La force du récit tient aussi par son dynamisme. Si l’histoire est scindée en deux parties, il est très difficile de lâcher le comic, notamment parce qu’il met en place une chasse à l’homme intrigante, mais aussi parce qu’entre chaque séquence nerveuse, la famille fait écho à son passé pour nous en apprendre plus, et ainsi gagner en épaisseur. On peut reprocher un antagoniste un peu léger, qui laisse beaucoup de champ libre aux héros pour s’en sortir presque à chaque fois, et on aurait sans doute aimé un peu plus de nihilisme. Mais on chipote, car l’histoire est vraiment très prenante, en plus d’imposer un fond réflexif sur des thèmes importants, et chers à Jeff Lemire.
Bien évidemment, le tout est sublimé par le dessin de Jock, qui avait déjà opéré sur divers comics, et notamment Batman – Sombre Reflet. Le trait est vif, permettant ainsi des cases nerveuses, où l’action est bien mise en place. Mais il sait aussi faire des moments plus doux, où les visages sont plus détaillés, trouvant toujours le bon trait pour peaufiner les émotions des personnages. Et puis, ce style permet aussi de bien appuyer l’aspect survie et le côté polaire de l’environnement. Les aplats de blanc sont nombreux, et les contours des personnages ressortent bien, montrant leur solitude et leur difficulté pour survivre dans un tel univers. Franchement, le choix de ce dessinateur pour cette histoire est vraiment très malin.

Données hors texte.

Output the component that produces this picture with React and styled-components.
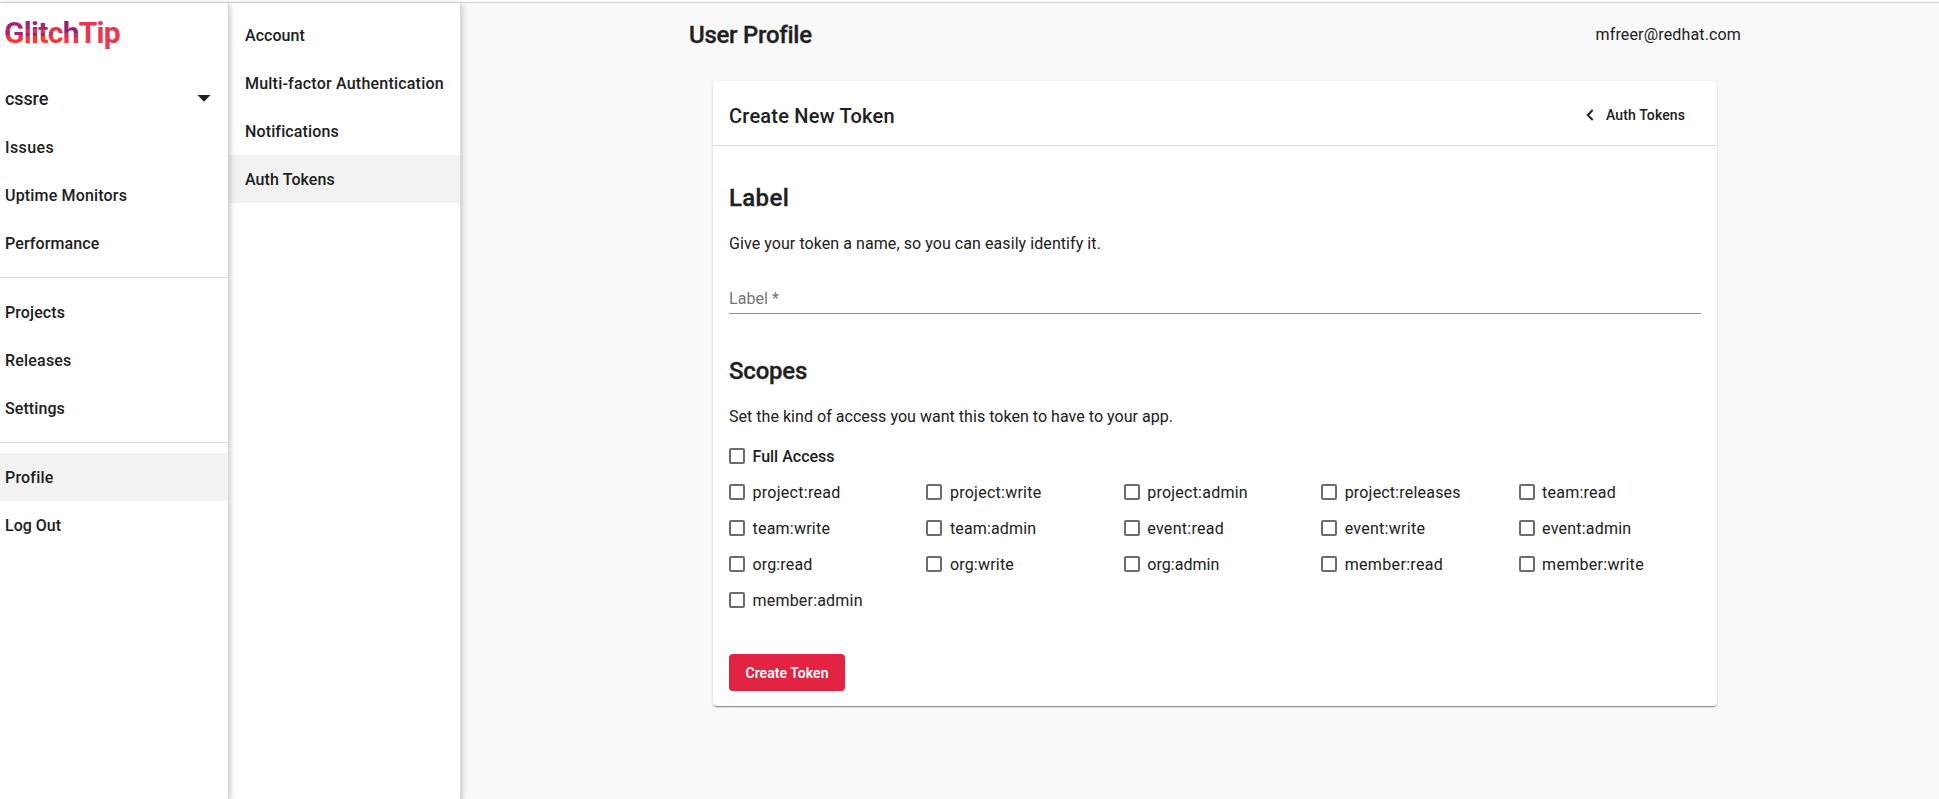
import React from "react";
import styled, { createGlobalStyle, css } from "styled-components";

const GlobalStyle = createGlobalStyle`
  * { box-sizing: border-box; }
  body {
    margin: 0;
    font-family: Roboto, "Liberation Sans", sans-serif;
    font-size: 16px;
    color: #202020;
    background: #f9f9f9;
  }
  h1, h2, h3, p { margin: 0; }
`;

const tracking = css`
  letter-spacing: ${(p) => p.$track || 0}px;
`;

const Page = styled.div`
  display: flex;
  flex-direction: column;
  height: 799px;
  overflow: hidden;
`;

const TopEdge = styled.div`
  flex: none;
  height: 3px;
  background: #fbfbfb;
  border-bottom: 1px solid #d5d5d5;
`;

const Columns = styled.div`
  display: flex;
  flex: 1;
`;

const Panel = styled.aside`
  position: relative;
  z-index: ${(p) => p.$level};
  flex: none;
  width: ${(p) => p.$width}px;
  padding-top: ${(p) => p.$top}px;
  background: #fff;
  border-right: 1px solid #d9d9d9;
  box-shadow: 1px 2px 6px rgba(0, 0, 0, 0.24);
`;

const Logo = styled.div`
  height: 72px;
  padding: 12px 0 0 4px;
  font-size: 30px;
  font-weight: 700;
  line-height: 36px;
  letter-spacing: -0.7px;
  color: #ea3650;
  white-space: nowrap;
`;

const glitchFills = {
  g: "#a5246d 0 13px, #c72b5e 13px 16px, #9d2470 16px 20px, #e5334f 20px 23px, #ff3630 23px",
  l: "#a5246d 0 14px, #dd3153 14px 18px, #9d2470 18px 21px, #ff3630 21px",
  c: "#e5334f 0 17px, #c42b60 17px 20px, #ff3630 20px",
  h: "#92236f 0 18px, #d42e57 18px 23px, #ff3630 23px",
};

const Glitch = styled.span`
  display: inline-block;
  background: linear-gradient(${(p) => glitchFills[p.$fill]});
  background-clip: text;
  -webkit-background-clip: text;
  color: transparent;
`;

const NavItem = styled.div`
  display: flex;
  align-items: center;
  justify-content: space-between;
  height: 48px;
  padding: 0 17px ${(p) => (p.$size ? 2 : 0)}px ${(p) => p.$indent}px;
  font-size: ${(p) => p.$size || 16}px;
  font-weight: 500;
  white-space: nowrap;
  background: ${(p) => (p.$active ? "#f2f2f2" : "transparent")};
  ${tracking}
`;

const Divider = styled.div`
  height: 1px;
  margin: 10px 0;
  background: #dadada;
`;

const Main = styled.main`
  width: 1052px;
  margin-left: 228px;
`;

const PageHeader = styled.header`
  display: flex;
  justify-content: space-between;
  height: 78px;
`;

const PageTitle = styled.h1`
  padding-top: 16px;
  font-size: 24px;
  font-weight: 500;
  line-height: 32px;
  -webkit-text-stroke: 0.3px;
  ${tracking}
`;

const Email = styled.span`
  padding-top: 20px;
  line-height: 24px;
  ${tracking}
`;

const Card = styled.section`
  height: 625px;
  margin: 0 24px;
  background: #fff;
  border-radius: 4px;
  box-shadow: 0 2px 1px -1px rgba(0, 0, 0, 0.2), 0 1px 1px rgba(0, 0, 0, 0.24),
    0 1px 3px rgba(0, 0, 0, 0.12);
`;

const CardHeader = styled.div`
  display: flex;
  align-items: center;
  justify-content: space-between;
  height: 65px;
  padding: 5px 32px 0 16px;
  border-bottom: 1px solid #d9d9d9;
`;

const CardTitle = styled.h2`
  font-size: 20px;
  font-weight: 500;
  line-height: 28px;
  ${tracking}
`;

const BackLink = styled.a`
  display: flex;
  align-items: center;
  gap: 12px;
  padding-bottom: 1px;
  font-size: 14px;
  font-weight: 500;
  ${tracking}
`;

const CardBody = styled.div`
  padding: 35px 16px 0;
`;

const SectionTitle = styled.h3`
  font-size: 24px;
  font-weight: 500;
  line-height: 34px;
  -webkit-text-stroke: 0.3px;
  ${tracking}
`;

const Hint = styled.p`
  margin-top: 17px;
  line-height: 24px;
  ${tracking}
`;

const LabelField = styled.div`
  height: 58px;
  margin-bottom: 40px;
  padding-top: 31px;
  line-height: 24px;
  color: #767676;
  border-bottom: 1px solid #8f8f8f;
  ${tracking}
`;

const ScopeGrid = styled.div`
  display: grid;
  grid-template-columns: repeat(5, 197.4px);
  grid-auto-rows: 36px;
  margin-top: 9px;
`;

const Scope = styled.label`
  display: flex;
  align-items: center;
  gap: 7.5px;
  grid-column: ${(p) => (p.$full ? "1 / -1" : "auto")};
  font-weight: ${(p) => (p.$full ? 500 : 400)};
  ${tracking}
`;

const Box = styled.span`
  flex: none;
  width: 16px;
  height: 16px;
  border: 2px solid #6c6c6c;
  border-radius: 2px;
`;

const SubmitButton = styled.button`
  display: block;
  width: 116px;
  height: 37px;
  margin-top: 36px;
  padding: 1px 0 0;
  border: 0;
  border-radius: 4px;
  background: #e22342;
  color: #fff;
  font: 600 14px Roboto, "Liberation Sans", sans-serif;
  ${tracking}
`;

const mainNav = [
  [["Issues", 0.4], ["Uptime Monitors", 0.17], ["Performance", 0.1]],
  [["Projects", 0.1], ["Releases", 0.2], ["Settings", 0.08]],
  [["Profile", 0.2], ["Log Out", 0]],
];

const profileNav = [
  ["Account", 0.05],
  ["Multi-factor Authentication", 0.21],
  ["Notifications", 0.13],
  ["Auth Tokens", 0.08],
];

const scopes = [
  ["project:read", 0.28], ["project:write", 0.26], ["project:admin", 0.22],
  ["project:releases", 0.19], ["team:read", 0.24], ["team:write", 0.22],
  ["team:admin", 0.15], ["event:read", 0.28], ["event:write", 0.27],
  ["event:admin", 0.22], ["org:read", 0.15], ["org:write", 0.2],
  ["org:admin", 0.03], ["member:read", 0.34], ["member:write", 0.29],
  ["member:admin", 0.2],
];

export default function App() {
  return (
    <>
      <GlobalStyle />
      <Page>
        <TopEdge />
        <Columns>
          <Panel $width={229} $top={0} $level={1}>
            <Logo>
              <Glitch $fill="g">G</Glitch>
              <Glitch $fill="l">lit</Glitch>
              <Glitch $fill="c">c</Glitch>
              <Glitch $fill="h">h</Glitch>Tip
            </Logo>
            <NavItem $indent={5} $size={18} $track={-0.1}>
              cssre
              <svg width="14" height="7" viewBox="0 0 14 7">
                <path d="M0.5 0h13L7 6.7z" fill="#202020" />
              </svg>
            </NavItem>
            {mainNav.map((group, i) => (
              <React.Fragment key={i}>
                {i > 0 && <Divider />}
                {group.map(([name, track]) => (
                  <NavItem key={name} $indent={5} $track={track} $active={name === "Profile"}>
                    {name}
                  </NavItem>
                ))}
              </React.Fragment>
            ))}
          </Panel>
          <Panel $width={232} $top={8} $level={0}>
            {profileNav.map(([name, track]) => (
              <NavItem key={name} $indent={16} $track={track} $active={name === "Auth Tokens"}>
                {name}
              </NavItem>
            ))}
          </Panel>
          <Main>
            <PageHeader>
              <PageTitle $track={-0.27}>User Profile</PageTitle>
              <Email $track={0.15}>mfreer@redhat.com</Email>
            </PageHeader>
            <Card>
              <CardHeader>
                <CardTitle $track={0.22}>Create New Token</CardTitle>
                <BackLink $track={0.11}>
                  <svg width="8" height="12" viewBox="0 0 8 12">
                    <path d="M6.7 1L1.7 6l5 5" fill="none" stroke="#202020" strokeWidth="1.9" />
                  </svg>
                  Auth Tokens
                </BackLink>
              </CardHeader>
              <CardBody>
                <SectionTitle $track={0.35}>Label</SectionTitle>
                <Hint $track={0.07}>Give your token a name, so you can easily identify it.</Hint>
                <LabelField $track={0.05}>Label *</LabelField>
                <SectionTitle $track={-0.2}>Scopes</SectionTitle>
                <Hint $track={0.035}>
                  Set the kind of access you want this token to have to your app.
                </Hint>
                <ScopeGrid>
                  <Scope $full $track={0}>
                    <Box />
                    Full Access
                  </Scope>
                  {scopes.map(([name, track]) => (
                    <Scope key={name} $track={track}>
                      <Box />
                      {name}
                    </Scope>
                  ))}
                </ScopeGrid>
                <SubmitButton $track={0.05}>Create Token</SubmitButton>
              </CardBody>
            </Card>
          </Main>
        </Columns>
      </Page>
    </>
  );
}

Au final, Snow Angels se positionne comme une belle réussite. Jeff Lemire continue son exploration de la science-fiction en abordant la famille, le deuil, la vie et la mort dans un contexte très particulier, relativement novateur, même si on sent les influences dans leur globalité. Jock maîtrise parfaitement son art pour sublimer les idées de son scénariste, donnant un aspect rugueux à ce monde couvert de neige et de glace, où la chaleur se situe uniquement dans les cœurs. Bref, un comic indépendant fortement recommandable pour tous les amateurs de dystopie, et de science-fiction.